Her relatives, we learn, were luckier than most Polish Jews. One of her great-aunts had married a non-Jewish Pole, an industrialist who sheltered his Jewish wife as well as Ms. Tuszyńska’s mother and grandmother, finding hide-outs in Warsaw and in the countryside. Even Ms. Tuszyńska’s maternal grandfather, Szymon, who had been a soldier in the Polish army and was captured early in the fighting, survived his five years of captivity. He was held by the Germans with other Polish-Jewish prisoners of war because the Germans observed the Geneva Conventions in Poland and did not kill their Jewish prisoners outright, as they did the captured Jewish soldiers from the Red Army.
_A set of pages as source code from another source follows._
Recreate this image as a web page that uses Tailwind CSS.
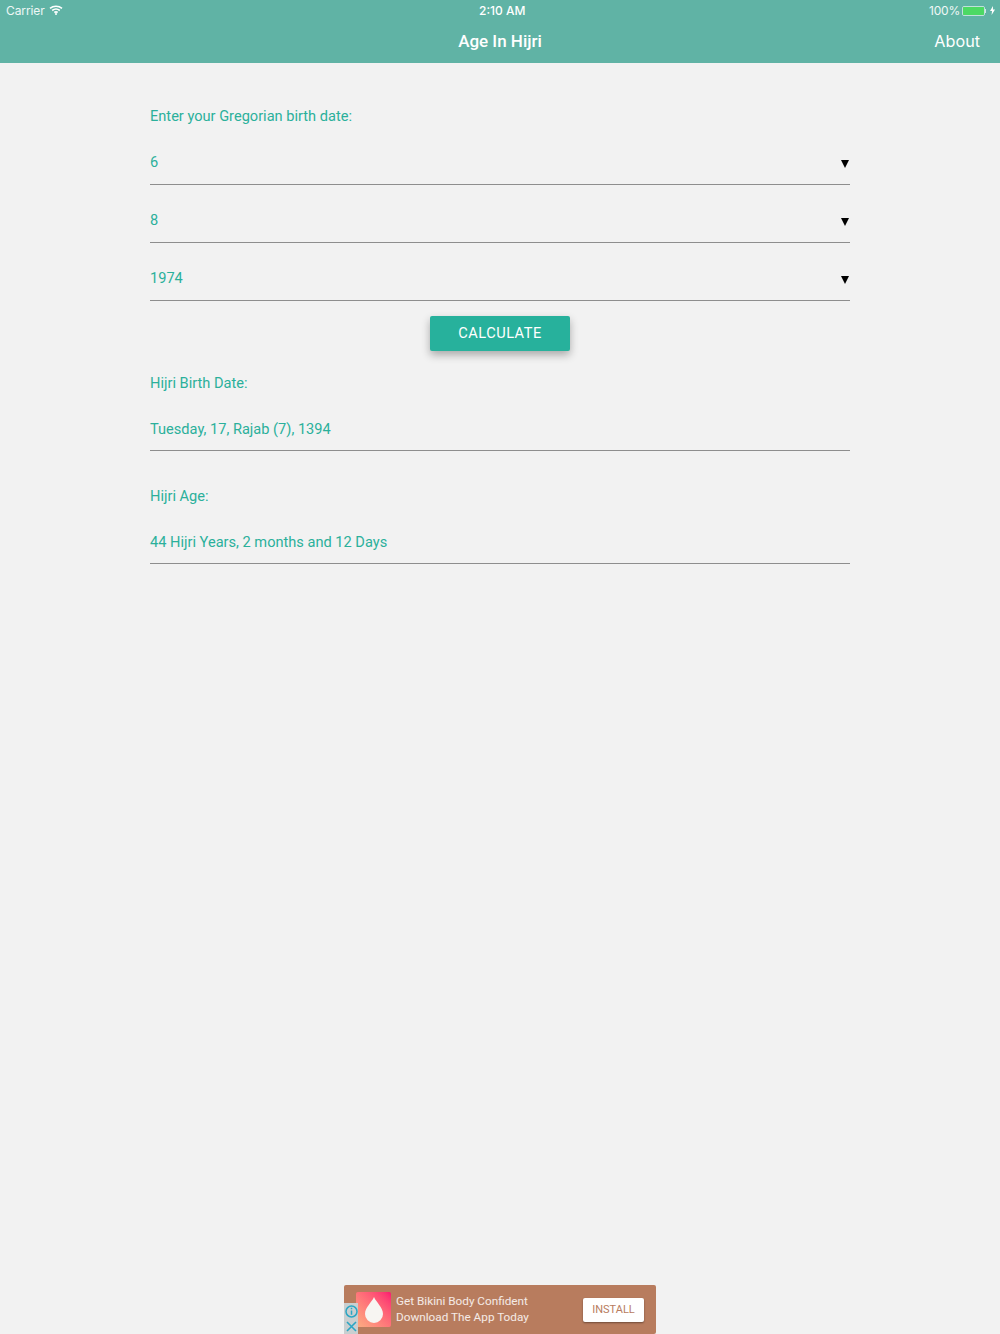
<!DOCTYPE html>
<html lang="en">
<head>
    <meta charset="UTF-8">
    <meta name="viewport" content="width=device-width, initial-scale=1.0">
    <title>Age In Hijri</title>
    <script src="https://cdn.jsdelivr.net/npm/@tailwindcss/browser@4"></script>
</head>
<body class="bg-[#f2f2f2] font-['Roboto',sans-serif]">
<div class="w-[1000px] h-[1334px] flex flex-col overflow-hidden">

    <!-- Header -->
    <header class="h-[63px] shrink-0 bg-[#60b3a5] text-white">
        <div class="relative h-[21px] flex items-center justify-between font-['Inter',sans-serif] text-[12px] text-white/90">
            <div class="flex items-center pl-[6px] gap-[4px]">
                <span class="tracking-[-0.1px]">Carrier</span>
                <svg width="14" height="10" viewBox="0 0 14 10" fill="none" stroke="white" stroke-width="1.6" class="-mt-[1px]">
                    <path d="M1 3.400C4.400 .6 9.600 .6 13 3.400"/>
                    <path d="M3.200 5.500C5.400 3.800 8.600 3.800 10.800 5.500"/>
                    <path d="M5.300 7.500C6.300 6.800 7.700 6.800 8.700 7.500"/>
                    <circle cx="7" cy="9" r="1" fill="white" stroke="none"/>
                </svg>
            </div>
            <span class="absolute left-[479px] font-medium text-white">2:10 AM</span>
            <div class="flex items-center pr-[5px] gap-[2px]">
                <span class="tracking-[-0.2px]">100%</span>
                <div class="flex items-center">
                    <div class="w-[23px] h-[10px] rounded-[2px] border border-white/60">
                        <div class="w-full h-full rounded-[1px] bg-[#4cd964]"></div>
                    </div>
                    <div class="w-[1px] h-[4px] bg-white/70"></div>
                </div>
                <svg width="5" height="9" viewBox="0 0 5 9" fill="white" class="ml-[2px]"><path d="M3 0 0 5h2L1.600 9 5 3.600H3z"/></svg>
            </div>
        </div>
        <div class="h-[42px] relative flex items-center justify-center">
            <h1 class="text-[17px] font-medium">Age In Hijri</h1>
            <a class="absolute right-[20px] top-[8px] text-[16.200px] font-['Inter',sans-serif] font-normal">About</a>
        </div>
    </header>

    <!-- Form -->
    <main class="flex-1 px-[150px] pt-[43px] text-[14.600px] leading-[20px] text-[#2bb09b]">
        <p>Enter your Gregorian birth date:</p>

        <div class="mt-[15px] h-[44px] border-b border-[#8e8e8e] flex items-start justify-between pt-[11px]">
            <span>6</span>
            <span class="w-0 h-0 mt-[8px] mr-[1px] border-x-[4.500px] border-x-transparent border-t-[8px] border-t-black"></span>
        </div>
        <div class="mt-[14px] h-[44px] border-b border-[#8e8e8e] flex items-start justify-between pt-[11px]">
            <span>8</span>
            <span class="w-0 h-0 mt-[8px] mr-[1px] border-x-[4.500px] border-x-transparent border-t-[8px] border-t-black"></span>
        </div>
        <div class="mt-[14px] h-[44px] border-b border-[#8e8e8e] flex items-start justify-between pt-[11px]">
            <span>1974</span>
            <span class="w-0 h-0 mt-[8px] mr-[1px] border-x-[4.500px] border-x-transparent border-t-[8px] border-t-black"></span>
        </div>

        <div class="flex justify-center mt-[15px]">
            <button class="w-[140px] h-[35px] pb-[2px] bg-[#27b19c] text-white text-[14.600px] tracking-[0.5px] rounded-[2px] shadow-[0_4px_8px_rgba(0,0,0,0.3)]">CALCULATE</button>
        </div>

        <p class="mt-[22px]">Hijri Birth Date:</p>
        <div class="mt-[26px] h-[32px] border-b border-[#8e8e8e]">Tuesday, 17, Rajab (7), 1394</div>

        <p class="mt-[35px]">Hijri Age:</p>
        <div class="mt-[26px] h-[32px] border-b border-[#8e8e8e]">44 Hijri Years, 2 months and 12 Days</div>
    </main>

    <!-- Ad banner -->
    <div class="h-[49px] shrink-0 flex justify-center">
        <div class="relative w-[312px] h-[49px] bg-[#b87c5e] rounded-[2px] flex items-center pl-[12px] pr-[12px]">
            <div class="w-[35px] h-[35px] rounded-[2px] bg-gradient-to-bl from-[#fb1170] to-[#fbae82] flex items-center justify-center">
                <svg width="18" height="26" viewBox="0 0 18 26"><path d="M9 0C7 5 0 10.500 0 17a9 9 0 0 0 18 0C18 10.500 11 5 9 0z" fill="#f7f5f2"/></svg>
            </div>
            <div class="ml-[5px] flex-1 text-[11.750px] leading-[15.500px] text-white/85">
                <div>Get Bikini Body Confident</div>
                <div>Download The App Today</div>
            </div>
            <button class="w-[61px] h-[24px] pt-[1px] bg-white rounded-[2px] text-[11px] text-[#b87c5e] shadow-[0_1px_2px_rgba(0,0,0,0.4)]">INSTALL</button>
            <div class="absolute left-0 bottom-0 w-[14px] h-[31px] bg-[#c9cfd0] flex flex-col items-center justify-around">
                <svg width="13" height="13" viewBox="0 0 13 13" fill="none" stroke="#2ba6c4" stroke-width="1.500"><circle cx="6.500" cy="6.500" r="5.500"/><path d="M6.500 5.500v4.200M6.500 2.800v1.500"/></svg>
                <svg width="11" height="11" viewBox="0 0 11 11" fill="none" stroke="#2ba6c4" stroke-width="1.600"><path d="M1 1l9 9M10 1l-9 9"/></svg>
            </div>
        </div>
    </div>
</div>
</body>
</html>
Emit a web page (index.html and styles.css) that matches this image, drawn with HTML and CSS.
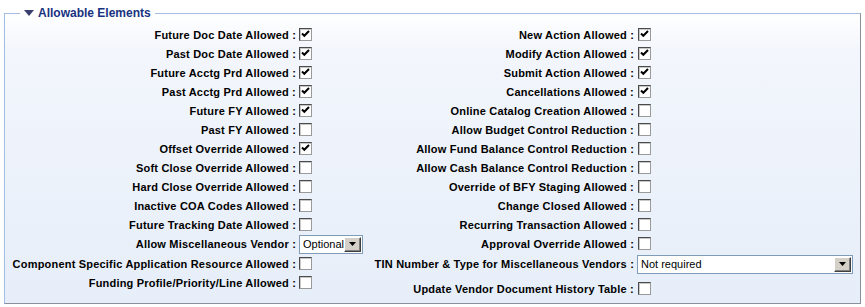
FILE: index.html
```html
<!DOCTYPE html>
<html lang="en">
<head>
    <meta charset="UTF-8">
    <title>Allowable Elements</title>
    <link rel="stylesheet" href="styles.css">
</head>
<body>
    <fieldset class="panel">
        <legend class="panel-title">
            <svg class="toggle" width="10" height="6" viewBox="0 0 10 6"><path d="M0 0 H10 L5 6 Z" /></svg>
            Allowable Elements
        </legend>
        <div class="columns">
            <div class="grid grid-left">
                <label class="lbl">Future Doc Date Allowed :</label><span class="cell"><input type="checkbox" class="chk" checked></span>
                <label class="lbl">Past Doc Date Allowed :</label><span class="cell"><input type="checkbox" class="chk" checked></span>
                <label class="lbl">Future Acctg Prd Allowed :</label><span class="cell"><input type="checkbox" class="chk" checked></span>
                <label class="lbl">Past Acctg Prd Allowed :</label><span class="cell"><input type="checkbox" class="chk" checked></span>
                <label class="lbl">Future FY Allowed :</label><span class="cell"><input type="checkbox" class="chk" checked></span>
                <label class="lbl">Past FY Allowed :</label><span class="cell"><input type="checkbox" class="chk"></span>
                <label class="lbl">Offset Override Allowed :</label><span class="cell"><input type="checkbox" class="chk" checked></span>
                <label class="lbl">Soft Close Override Allowed :</label><span class="cell"><input type="checkbox" class="chk"></span>
                <label class="lbl">Hard Close Override Allowed :</label><span class="cell"><input type="checkbox" class="chk"></span>
                <label class="lbl">Inactive COA Codes Allowed :</label><span class="cell"><input type="checkbox" class="chk"></span>
                <label class="lbl">Future Tracking Date Allowed :</label><span class="cell"><input type="checkbox" class="chk"></span>
                <label class="lbl">Allow Miscellaneous Vendor :</label>
                <span class="cell">
                    <span class="dropdown dropdown-small">
                        <span class="dropdown-value">Optional</span>
                        <span class="dropdown-btn"><svg width="7" height="4" viewBox="0 0 7 4"><path d="M0 0 H7 L3.5 4 Z" /></svg></span>
                    </span>
                </span>
                <label class="lbl">Component Specific Application Resource Allowed :</label><span class="cell"><input type="checkbox" class="chk"></span>
                <label class="lbl">Funding Profile/Priority/Line Allowed :</label><span class="cell"><input type="checkbox" class="chk"></span>
            </div>
            <div class="grid grid-right">
                <label class="lbl">New Action Allowed :</label><span class="cell"><input type="checkbox" class="chk" checked></span>
                <label class="lbl">Modify Action Allowed :</label><span class="cell"><input type="checkbox" class="chk" checked></span>
                <label class="lbl">Submit Action Allowed :</label><span class="cell"><input type="checkbox" class="chk" checked></span>
                <label class="lbl">Cancellations Allowed :</label><span class="cell"><input type="checkbox" class="chk" checked></span>
                <label class="lbl">Online Catalog Creation Allowed :</label><span class="cell"><input type="checkbox" class="chk"></span>
                <label class="lbl">Allow Budget Control Reduction :</label><span class="cell"><input type="checkbox" class="chk"></span>
                <label class="lbl">Allow Fund Balance Control Reduction :</label><span class="cell"><input type="checkbox" class="chk"></span>
                <label class="lbl">Allow Cash Balance Control Reduction :</label><span class="cell"><input type="checkbox" class="chk"></span>
                <label class="lbl">Override of BFY Staging Allowed :</label><span class="cell"><input type="checkbox" class="chk"></span>
                <label class="lbl">Change Closed Allowed :</label><span class="cell"><input type="checkbox" class="chk"></span>
                <label class="lbl">Recurring Transaction Allowed :</label><span class="cell"><input type="checkbox" class="chk"></span>
                <label class="lbl">Approval Override Allowed :</label><span class="cell"><input type="checkbox" class="chk"></span>
                <label class="lbl">TIN Number &amp; Type for Miscellaneous Vendors :</label>
                <span class="cell">
                    <span class="dropdown dropdown-wide">
                        <span class="dropdown-value">Not required</span>
                        <span class="dropdown-btn"><svg width="7" height="4" viewBox="0 0 7 4"><path d="M0 0 H7 L3.5 4 Z" /></svg></span>
                    </span>
                </span>
                <label class="lbl row-last">Update Vendor Document History Table :</label><span class="cell row-last"><input type="checkbox" class="chk"></span>
            </div>
        </div>
    </fieldset>
</body>
</html>
```

FILE: styles.css
```css
:root {
    --title-color: #18337f;
    --border-light: #a3bde3;
    --border-dark: #8a8f99;
    --panel-bottom: #e6eef9;
}

body {
    margin: 0;
    padding: 4px 4px 0 4px;
    background: #fff;
    font-family: "Liberation Sans", Arial, sans-serif;
    font-size: 11px;
    color: #000;
}

.panel {
    margin: 0;
    padding: 0 0 5px 0;
    width: 857px;
    box-sizing: border-box;
    border: 1px solid var(--border-light);
    border-right-color: var(--border-dark);
    border-bottom-color: var(--border-dark);
    background: linear-gradient(to bottom, #ffffff 0%, #f3f6fc 12%, var(--panel-bottom) 100%);
}

.panel-title {
    margin-left: 15px;
    padding: 0 4px;
    height: 18px;
    display: flex;
    align-items: center;
    gap: 4px;
    font-size: 12px;
    font-weight: bold;
    color: var(--title-color);
}

.toggle {
    fill: #3a3f6e;
}

.columns {
    display: flex;
    padding: 3px 0 0 3px;
}

.grid {
    display: grid;
    align-items: center;
    column-gap: 3px;
}

.grid-left {
    grid-template-columns: 288px 69px;
    grid-template-rows: repeat(11, 19px) 20px 19px 19px;
}

.grid-right {
    grid-template-columns: 266px auto;
    grid-template-rows: repeat(12, 19px) 22px 23px;
}

.lbl {
    font-weight: bold;
    text-align: right;
    white-space: nowrap;
    letter-spacing: 0.2px;
}

.cell {
    display: flex;
    align-items: center;
}

.row-last {
    margin-top: 4px;
}

.chk {
    appearance: none;
    -webkit-appearance: none;
    margin: 0;
    width: 13px;
    height: 13px;
    box-sizing: border-box;
    border: 1px solid #4a4a4a;
    border-right-color: #9a9a9a;
    border-bottom-color: #9a9a9a;
    background: #fff;
    box-shadow: inset 1px 1px 0 #c8c8c8;
}

.grid-right .chk {
    margin-left: 1px;
}

.chk:checked {
    background: #fff url("data:image/svg+xml,%3Csvg xmlns='http://www.w3.org/2000/svg' width='11' height='11' viewBox='0 0 11 11'%3E%3Cpath d='M2 4.5 L4.3 6.8 L9 2' fill='none' stroke='%23000' stroke-width='2'/%3E%3C/svg%3E") no-repeat 0 0;
}

.dropdown {
    display: flex;
    align-items: stretch;
    box-sizing: border-box;
    height: 19px;
    border: 1px solid #7f9db9;
    background: #fff;
    padding: 1px;
    font-size: 11px;
    font-weight: normal;
}

.dropdown-small {
    width: 64px;
}

.dropdown-wide {
    width: 216px;
}

.dropdown-value {
    flex: 1;
    padding-left: 2px;
    line-height: 15px;
    overflow: hidden;
    white-space: nowrap;
}

.dropdown-btn {
    width: 17px;
    box-sizing: border-box;
    display: flex;
    align-items: center;
    justify-content: center;
    background: #d4d0c8;
    border: 1px solid;
    border-color: #fff #404040 #404040 #fff;
    box-shadow: inset -1px -1px 0 #808080;
}
```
Focusing on each of these relatives in separate chapters, Ms. Tuszyńska offers us vignettes and personal narratives that track the ever-shifting course of Polish-Jewish relations in the 20th century: the widespread anti-Semitism before World War II, alongside the integration of many Jews into Polish culture; the betrayal of Polish Jews by their neighbors after the German invasion; the heroism of defiant Poles on behalf of individual Jews during the occupation; the attacks on Jewish survivors after the war; the postwar installation of a communist regime, broadly supported by Polish Jews until 1968, when the party, faced with the angry opposition of young people, blamed the Jews for their dissent, including loyal and longstanding party members like Ms. Tuszyńska’s grandfather. The party branded them “partisans of the Zionist imperialism of Israel” and pushed them out of the country

Only a generation earlier, the Nazis had murdered three million Polish Jews. But this tragedy did not prevent cynical Communist Party leaders from scapegoating a despised and decimated people. Ms. Tuszyńska and her family endured this ebb and flow of history with remarkable resilience, making a life for themselves even as one regime or another reminded the Jews that they were not welcome in their own country. To forget was a strategy for survival. “We conceal memories,” she writes, “to make life easier or lighter, so it will not hurt.”